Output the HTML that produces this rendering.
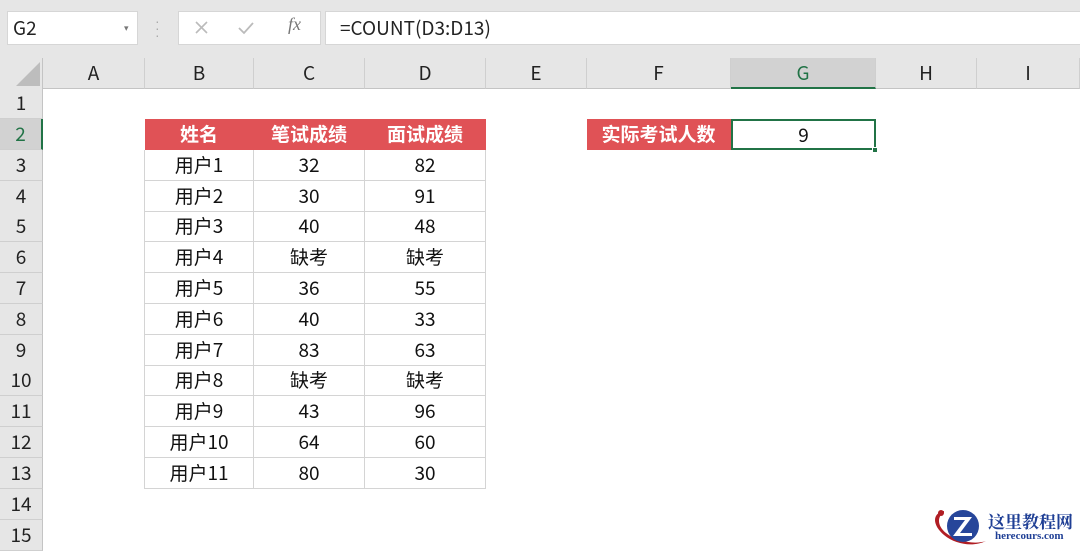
<!DOCTYPE html>
<html><head><meta charset="utf-8"><style>
*{margin:0;padding:0;box-sizing:border-box}
body{width:1080px;height:549px;overflow:hidden;background:#fff;position:relative;font-family:"Liberation Sans","Noto Sans CJK SC",sans-serif;color:#111}
div{position:absolute}
.top{left:0;top:0;width:1080px;height:58px;background:#e6e6e6}
.box{background:#fff;border:1px solid #d6d6d6}
.ch{top:58px;height:31px;background:#e6e6e6;border-right:1px solid #cfcfcf;border-bottom:1px solid #c4c4c4;font:19px "Noto Sans CJK SC",sans-serif;text-align:center;line-height:30px;color:#222}
.rh{left:0;width:43px;height:31px;background:#e6e6e6;border-bottom:1px solid #cfcfcf;border-right:1px solid #c4c4c4;font:19px "Noto Sans CJK SC",sans-serif;text-align:center;line-height:30px;color:#222}
.c{height:31px;border-right:1px solid #d4d4d4;border-bottom:1px solid #d4d4d4;font:19px "Noto Sans CJK SC",sans-serif;text-align:center;line-height:30px;color:#111}
.h{background:#e05256;color:#fff;font-weight:bold;border-color:#e05256}
</style></head><body>
<div class="top"></div>
<div class="box" style="left:7px;top:11px;width:131px;height:34px;font:19px 'Noto Sans CJK SC',sans-serif;line-height:32px;padding-left:5px;color:#222">G2<span style="position:absolute;left:116px;top:0;font-size:9px;color:#777">▾</span></div>
<div style="left:155px;top:18px;color:#aaa;font-size:14px;line-height:7px">·<br>·<br>·</div>
<div class="box" style="left:178px;top:11px;width:143px;height:34px"></div>
<svg style="position:absolute;left:194px;top:20px" width="60" height="16" viewBox="0 0 60 16">
<path d="M2 2 L13 13 M13 2 L2 13" stroke="#bbb" stroke-width="1.6" fill="none"/>
<path d="M45 8 L50 13 L59 3" stroke="#bbb" stroke-width="1.8" fill="none"/>
</svg>
<div style="left:288px;top:14px;color:#777;font:italic 18px 'Liberation Serif',serif">fx</div>
<div class="box" style="left:325px;top:11px;width:760px;height:34px;font:19px 'Noto Sans CJK SC',sans-serif;line-height:32px;padding-left:14px;color:#222">=COUNT(D3:D13)</div>

<div style="left:0;top:58px;width:43px;height:31px;background:#e6e6e6;border-right:1px solid #c4c4c4;border-bottom:1px solid #c4c4c4"></div>
<div style="left:16px;top:62px;width:0;height:0;border-left:24px solid transparent;border-bottom:24px solid #bdbdbd"></div>
<div class="ch" style="left:43px;width:102px">A</div>
<div class="ch" style="left:145px;width:109px">B</div>
<div class="ch" style="left:254px;width:111px">C</div>
<div class="ch" style="left:365px;width:121px">D</div>
<div class="ch" style="left:486px;width:101px">E</div>
<div class="ch" style="left:587px;width:144px">F</div>
<div class="ch" style="left:731px;width:145px;background:#d2d2d2;color:#217346;border-bottom:2px solid #217346">G</div>
<div class="ch" style="left:876px;width:101px">H</div>
<div class="ch" style="left:977px;width:103px">I</div>

<div class="rh" style="top:88px">1</div>
<div class="rh" style="top:119px;background:#d2d2d2;color:#217346;border-right:2px solid #217346">2</div>
<div class="rh" style="top:150px">3</div>
<div class="rh" style="top:181px">4</div>
<div class="rh" style="top:211px">5</div>
<div class="rh" style="top:242px">6</div>
<div class="rh" style="top:273px">7</div>
<div class="rh" style="top:304px">8</div>
<div class="rh" style="top:335px">9</div>
<div class="rh" style="top:365px">10</div>
<div class="rh" style="top:396px">11</div>
<div class="rh" style="top:427px">12</div>
<div class="rh" style="top:458px">13</div>
<div class="rh" style="top:489px">14</div>
<div class="rh" style="top:520px">15</div>

<div class="c h" style="left:145px;top:119px;width:109px">姓名</div>
<div class="c h" style="left:254px;top:119px;width:111px">笔试成绩</div>
<div class="c h" style="left:365px;top:119px;width:121px">面试成绩</div>
<div style="left:144px;top:150px;width:1px;height:339px;background:#d4d4d4"></div>

<div class="c" style="left:145px;top:150px;width:109px">用户1</div><div class="c" style="left:254px;top:150px;width:111px">32</div><div class="c" style="left:365px;top:150px;width:121px">82</div>
<div class="c" style="left:145px;top:181px;width:109px">用户2</div><div class="c" style="left:254px;top:181px;width:111px">30</div><div class="c" style="left:365px;top:181px;width:121px">91</div>
<div class="c" style="left:145px;top:211px;width:109px">用户3</div><div class="c" style="left:254px;top:211px;width:111px">40</div><div class="c" style="left:365px;top:211px;width:121px">48</div>
<div class="c" style="left:145px;top:242px;width:109px">用户4</div><div class="c" style="left:254px;top:242px;width:111px">缺考</div><div class="c" style="left:365px;top:242px;width:121px">缺考</div>
<div class="c" style="left:145px;top:273px;width:109px">用户5</div><div class="c" style="left:254px;top:273px;width:111px">36</div><div class="c" style="left:365px;top:273px;width:121px">55</div>
<div class="c" style="left:145px;top:304px;width:109px">用户6</div><div class="c" style="left:254px;top:304px;width:111px">40</div><div class="c" style="left:365px;top:304px;width:121px">33</div>
<div class="c" style="left:145px;top:335px;width:109px">用户7</div><div class="c" style="left:254px;top:335px;width:111px">83</div><div class="c" style="left:365px;top:335px;width:121px">63</div>
<div class="c" style="left:145px;top:365px;width:109px">用户8</div><div class="c" style="left:254px;top:365px;width:111px">缺考</div><div class="c" style="left:365px;top:365px;width:121px">缺考</div>
<div class="c" style="left:145px;top:396px;width:109px">用户9</div><div class="c" style="left:254px;top:396px;width:111px">43</div><div class="c" style="left:365px;top:396px;width:121px">96</div>
<div class="c" style="left:145px;top:427px;width:109px">用户10</div><div class="c" style="left:254px;top:427px;width:111px">64</div><div class="c" style="left:365px;top:427px;width:121px">60</div>
<div class="c" style="left:145px;top:458px;width:109px">用户11</div><div class="c" style="left:254px;top:458px;width:111px">80</div><div class="c" style="left:365px;top:458px;width:121px">30</div>

<div class="c h" style="left:587px;top:119px;width:144px">实际考试人数</div>
<div class="c" style="left:731px;top:119px;width:145px;border:2px solid #217346;line-height:27px">9</div>
<div style="left:872px;top:147px;width:6px;height:6px;background:#217346;border:1px solid #fff"></div>

<svg style="position:absolute;left:930px;top:505px" width="60" height="44" viewBox="0 0 60 44">
<path d="M14 6 C2 8 2 20 14 30 C26 40 44 42 56 36 C44 40 26 36 16 28 C6 20 8 10 14 8Z" fill="#b01e24"/>
<circle cx="11" cy="8" r="3" fill="#b01e24"/>
<circle cx="33" cy="21" r="16" fill="#27469a"/>
<path d="M24 12 H42 L30 28 H42 V31 H23 L35 15 H24Z" fill="#fff"/>
</svg>
<div style="left:988px;top:508px;font:bold 17px 'Noto Serif CJK SC',serif;color:#1f3f95">这里教程网</div>
<div style="left:995px;top:530px;font:bold 11px 'Liberation Serif',serif;color:#1f3f95">herecours.com</div>
</body></html>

#### WRITTEN EXERCISE:
Without including any pictures, print all of the material exactly as given.

#### EXERCISE RESPONSE:
Output the HTML that produces this rendering.
<!DOCTYPE html>
<html><head><meta charset="utf-8"><style>
*{margin:0;padding:0;box-sizing:border-box}
body{width:1080px;height:549px;overflow:hidden;background:#fff;position:relative;font-family:"Liberation Sans","Noto Sans CJK SC",sans-serif;color:#111}
div{position:absolute}
.top{left:0;top:0;width:1080px;height:58px;background:#e6e6e6}
.box{background:#fff;border:1px solid #d6d6d6}
.ch{top:58px;height:31px;background:#e6e6e6;border-right:1px solid #cfcfcf;border-bottom:1px solid #c4c4c4;font:19px "Noto Sans CJK SC",sans-serif;text-align:center;line-height:30px;color:#222}
.rh{left:0;width:43px;height:31px;background:#e6e6e6;border-bottom:1px solid #cfcfcf;border-right:1px solid #c4c4c4;font:19px "Noto Sans CJK SC",sans-serif;text-align:center;line-height:30px;color:#222}
.c{height:31px;border-right:1px solid #d4d4d4;border-bottom:1px solid #d4d4d4;font:19px "Noto Sans CJK SC",sans-serif;text-align:center;line-height:30px;color:#111}
.h{background:#e05256;color:#fff;font-weight:bold;border-color:#e05256}
</style></head><body>
<div class="top"></div>
<div class="box" style="left:7px;top:11px;width:131px;height:34px;font:19px 'Noto Sans CJK SC',sans-serif;line-height:32px;padding-left:5px;color:#222">G2<span style="position:absolute;left:116px;top:0;font-size:9px;color:#777">▾</span></div>
<div style="left:155px;top:18px;color:#aaa;font-size:14px;line-height:7px">·<br>·<br>·</div>
<div class="box" style="left:178px;top:11px;width:143px;height:34px"></div>
<svg style="position:absolute;left:194px;top:20px" width="60" height="16" viewBox="0 0 60 16">
<path d="M2 2 L13 13 M13 2 L2 13" stroke="#bbb" stroke-width="1.6" fill="none"/>
<path d="M45 8 L50 13 L59 3" stroke="#bbb" stroke-width="1.8" fill="none"/>
</svg>
<div style="left:288px;top:14px;color:#777;font:italic 18px 'Liberation Serif',serif">fx</div>
<div class="box" style="left:325px;top:11px;width:760px;height:34px;font:19px 'Noto Sans CJK SC',sans-serif;line-height:32px;padding-left:14px;color:#222">=COUNT(D3:D13)</div>

<div style="left:0;top:58px;width:43px;height:31px;background:#e6e6e6;border-right:1px solid #c4c4c4;border-bottom:1px solid #c4c4c4"></div>
<div style="left:16px;top:62px;width:0;height:0;border-left:24px solid transparent;border-bottom:24px solid #bdbdbd"></div>
<div class="ch" style="left:43px;width:102px">A</div>
<div class="ch" style="left:145px;width:109px">B</div>
<div class="ch" style="left:254px;width:111px">C</div>
<div class="ch" style="left:365px;width:121px">D</div>
<div class="ch" style="left:486px;width:101px">E</div>
<div class="ch" style="left:587px;width:144px">F</div>
<div class="ch" style="left:731px;width:145px;background:#d2d2d2;color:#217346;border-bottom:2px solid #217346">G</div>
<div class="ch" style="left:876px;width:101px">H</div>
<div class="ch" style="left:977px;width:103px">I</div>

<div class="rh" style="top:88px">1</div>
<div class="rh" style="top:119px;background:#d2d2d2;color:#217346;border-right:2px solid #217346">2</div>
<div class="rh" style="top:150px">3</div>
<div class="rh" style="top:181px">4</div>
<div class="rh" style="top:211px">5</div>
<div class="rh" style="top:242px">6</div>
<div class="rh" style="top:273px">7</div>
<div class="rh" style="top:304px">8</div>
<div class="rh" style="top:335px">9</div>
<div class="rh" style="top:365px">10</div>
<div class="rh" style="top:396px">11</div>
<div class="rh" style="top:427px">12</div>
<div class="rh" style="top:458px">13</div>
<div class="rh" style="top:489px">14</div>
<div class="rh" style="top:520px">15</div>

<div class="c h" style="left:145px;top:119px;width:109px">姓名</div>
<div class="c h" style="left:254px;top:119px;width:111px">笔试成绩</div>
<div class="c h" style="left:365px;top:119px;width:121px">面试成绩</div>
<div style="left:144px;top:150px;width:1px;height:339px;background:#d4d4d4"></div>

<div class="c" style="left:145px;top:150px;width:109px">用户1</div><div class="c" style="left:254px;top:150px;width:111px">32</div><div class="c" style="left:365px;top:150px;width:121px">82</div>
<div class="c" style="left:145px;top:181px;width:109px">用户2</div><div class="c" style="left:254px;top:181px;width:111px">30</div><div class="c" style="left:365px;top:181px;width:121px">91</div>
<div class="c" style="left:145px;top:211px;width:109px">用户3</div><div class="c" style="left:254px;top:211px;width:111px">40</div><div class="c" style="left:365px;top:211px;width:121px">48</div>
<div class="c" style="left:145px;top:242px;width:109px">用户4</div><div class="c" style="left:254px;top:242px;width:111px">缺考</div><div class="c" style="left:365px;top:242px;width:121px">缺考</div>
<div class="c" style="left:145px;top:273px;width:109px">用户5</div><div class="c" style="left:254px;top:273px;width:111px">36</div><div class="c" style="left:365px;top:273px;width:121px">55</div>
<div class="c" style="left:145px;top:304px;width:109px">用户6</div><div class="c" style="left:254px;top:304px;width:111px">40</div><div class="c" style="left:365px;top:304px;width:121px">33</div>
<div class="c" style="left:145px;top:335px;width:109px">用户7</div><div class="c" style="left:254px;top:335px;width:111px">83</div><div class="c" style="left:365px;top:335px;width:121px">63</div>
<div class="c" style="left:145px;top:365px;width:109px">用户8</div><div class="c" style="left:254px;top:365px;width:111px">缺考</div><div class="c" style="left:365px;top:365px;width:121px">缺考</div>
<div class="c" style="left:145px;top:396px;width:109px">用户9</div><div class="c" style="left:254px;top:396px;width:111px">43</div><div class="c" style="left:365px;top:396px;width:121px">96</div>
<div class="c" style="left:145px;top:427px;width:109px">用户10</div><div class="c" style="left:254px;top:427px;width:111px">64</div><div class="c" style="left:365px;top:427px;width:121px">60</div>
<div class="c" style="left:145px;top:458px;width:109px">用户11</div><div class="c" style="left:254px;top:458px;width:111px">80</div><div class="c" style="left:365px;top:458px;width:121px">30</div>

<div class="c h" style="left:587px;top:119px;width:144px">实际考试人数</div>
<div class="c" style="left:731px;top:119px;width:145px;border:2px solid #217346;line-height:27px">9</div>
<div style="left:872px;top:147px;width:6px;height:6px;background:#217346;border:1px solid #fff"></div>

<svg style="position:absolute;left:930px;top:505px" width="60" height="44" viewBox="0 0 60 44">
<path d="M14 6 C2 8 2 20 14 30 C26 40 44 42 56 36 C44 40 26 36 16 28 C6 20 8 10 14 8Z" fill="#b01e24"/>
<circle cx="11" cy="8" r="3" fill="#b01e24"/>
<circle cx="33" cy="21" r="16" fill="#27469a"/>
<path d="M24 12 H42 L30 28 H42 V31 H23 L35 15 H24Z" fill="#fff"/>
</svg>
<div style="left:988px;top:508px;font:bold 17px 'Noto Serif CJK SC',serif;color:#1f3f95">这里教程网</div>
<div style="left:995px;top:530px;font:bold 11px 'Liberation Serif',serif;color:#1f3f95">herecours.com</div>
</body></html>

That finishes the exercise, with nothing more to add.